===== DATA TO USE =====

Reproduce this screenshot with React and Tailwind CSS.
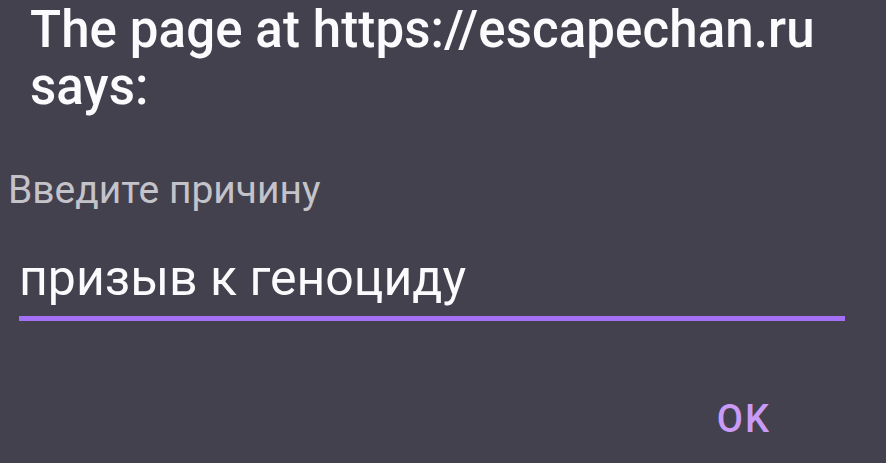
export default function App() {
  return (
    <div className="w-[886px] h-[463px] bg-[#43414d] overflow-hidden flex flex-col" style={{ fontFamily: "Roboto, 'Noto Sans', sans-serif" }}>
      <div className="pl-[30px] pr-[20px] pt-[1px] text-[51px] leading-[57px] font-medium tracking-[0.1px] text-[#fbfafd]">
        The page at https://escapechan.ru says:
      </div>
      <div className="mt-[56px] pl-[8px] text-[39px] leading-[39px] text-[#c5c3ca]">
        Введите причину
      </div>
      <div className="mt-[43px] ml-[19px] mr-[41px] flex flex-col">
        <div className="text-[50px] leading-[50px] text-[#fbfafd]">призыв к геноциду</div>
        <div className="mt-[13px] h-[5px] bg-[#a470f6]"></div>
      </div>
      <div className="mt-[80px] flex justify-end pr-[115px]">
        <span className="text-[38px] leading-[37px] font-medium tracking-[2px] text-[#c99bf7]">OK</span>
      </div>
    </div>
  );
}
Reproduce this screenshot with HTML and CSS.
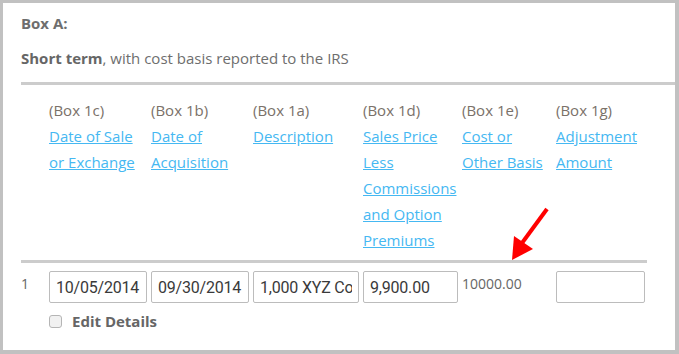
FILE: index.html
```html
<!DOCTYPE html>
<html lang="en">
<head>
    <meta charset="UTF-8">
    <meta name="viewport" content="width=device-width, initial-scale=1.0">
    <title>Box A</title>
    <link rel="stylesheet" href="styles.css">
</head>
<body>

    <div class="frame">
        <div class="top">
            <div class="box-title">Box A:</div>
            <div class="term"><b>Short term</b>, with cost basis reported to the IRS</div>
        </div>

        <div class="sheet">
            <div class="cols heads">
                <div></div>
                <div>(Box 1c)<br><a href="#">Date of Sale</a><br><a href="#">or Exchange</a></div>
                <div>(Box 1b)<br><a href="#">Date of</a><br><a href="#">Acquisition</a></div>
                <div>(Box 1a)<br><a href="#">Description</a></div>
                <div>(Box 1d)<br><a href="#">Sales Price</a><br><a href="#">Less</a><br><a href="#">Commissions</a><br><a href="#">and Option</a><br><a href="#">Premiums</a></div>
                <div>(Box 1e)<br><a href="#">Cost or</a><br><a href="#">Other Basis</a></div>
                <div>(Box 1g)<br><a href="#">Adjustment</a><br><a href="#">Amount</a></div>
            </div>

            <div class="cols entry">
                <div class="num">1</div>
                <div><input type="text" value="10/05/2014"></div>
                <div><input type="text" value="09/30/2014"></div>
                <div><input type="text" value="1,000 XYZ Co"></div>
                <div><input type="text" value="9,900.00"></div>
                <div class="num">10000.00</div>
                <div><input type="text" value="" class="last"></div>
            </div>
            <label class="details"><input type="checkbox"> Edit Details</label>
        </div>

        <svg class="arrow" width="50" height="60" viewBox="0 0 50 60">
            <line x1="44" y1="7" x2="19" y2="41" stroke="#ff0000" stroke-width="4"/>
            <polygon points="9,58 11,34 30,47" fill="#ff0000"/>
        </svg>
    </div>

</body>
</html>
```

FILE: styles.css
```css
body{
    margin: 0;
    font-family: "Open Sans", "Lato", sans-serif;
    color: #6e6e6e;
}
.frame{
    position: relative;
    box-sizing: border-box;
    width: 679px;
    height: 354px;
    background-color: #fff;
    border-style: solid;
    border-color: #c1c1c1;
    border-width: 3px 4px 4px 3px;
}
.top{
    padding: 10px 0 14px 0;
    margin-left: 18px;
    border-bottom: 3px solid #cccccc;
    font-size: 15px;
    line-height: 20px;
}
.box-title{
    font-weight: bold;
    margin-bottom: 15px;
}
.term b{
    color: #666;
}
.sheet{
    margin-left: 18px;
    width: 626px;
}
.cols{
    display: grid;
    grid-template-columns: 28px 102px 102px 110px 99px 94px 91px;
}
.heads{
    padding: 12px 0 7px;
    border-bottom: 3px solid #cccccc;
    font-size: 15px;
    line-height: 26px;
    color: #7a7169;
}
.heads a{
    color: #45b8f2;
}
.entry{
    padding-top: 8px;
}
.entry input{
    box-sizing: border-box;
    width: calc(100% - 4px);
    height: 32px;
    margin: 0;
    padding: 0 6px;
    border: 1px solid #bcbcbc;
    border-radius: 2px;
    font-family: "Roboto", sans-serif;
    font-size: 16px;
    letter-spacing: -0.2px;
    color: #3a3a3a;
}
.entry input.last{
    width: 89px;
}
.num{
    padding-top: 3px;
    font-size: 14px;
    line-height: 20px;
    color: #666;
}
.details{
    display: flex;
    align-items: center;
    margin: 8px 0 0 28px;
    font-size: 15px;
    line-height: 20px;
    font-weight: bold;
    color: #666;
}
.details input{
    appearance: none;
    width: 13px;
    height: 13px;
    margin: 0 10px 0 0;
    border: 1px solid #b5b5b5;
    border-radius: 3px;
    background-color: #f1f1f1;
}
.arrow{
    position: absolute;
    left: 500px;
    top: 199px;
}
```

=====

CHALLENGE:
Look through the entries above. Extract each line with the word "this".

TASK SOLUTION:
Reproduce this screenshot with React and Tailwind CSS.
Reproduce this screenshot with HTML and CSS.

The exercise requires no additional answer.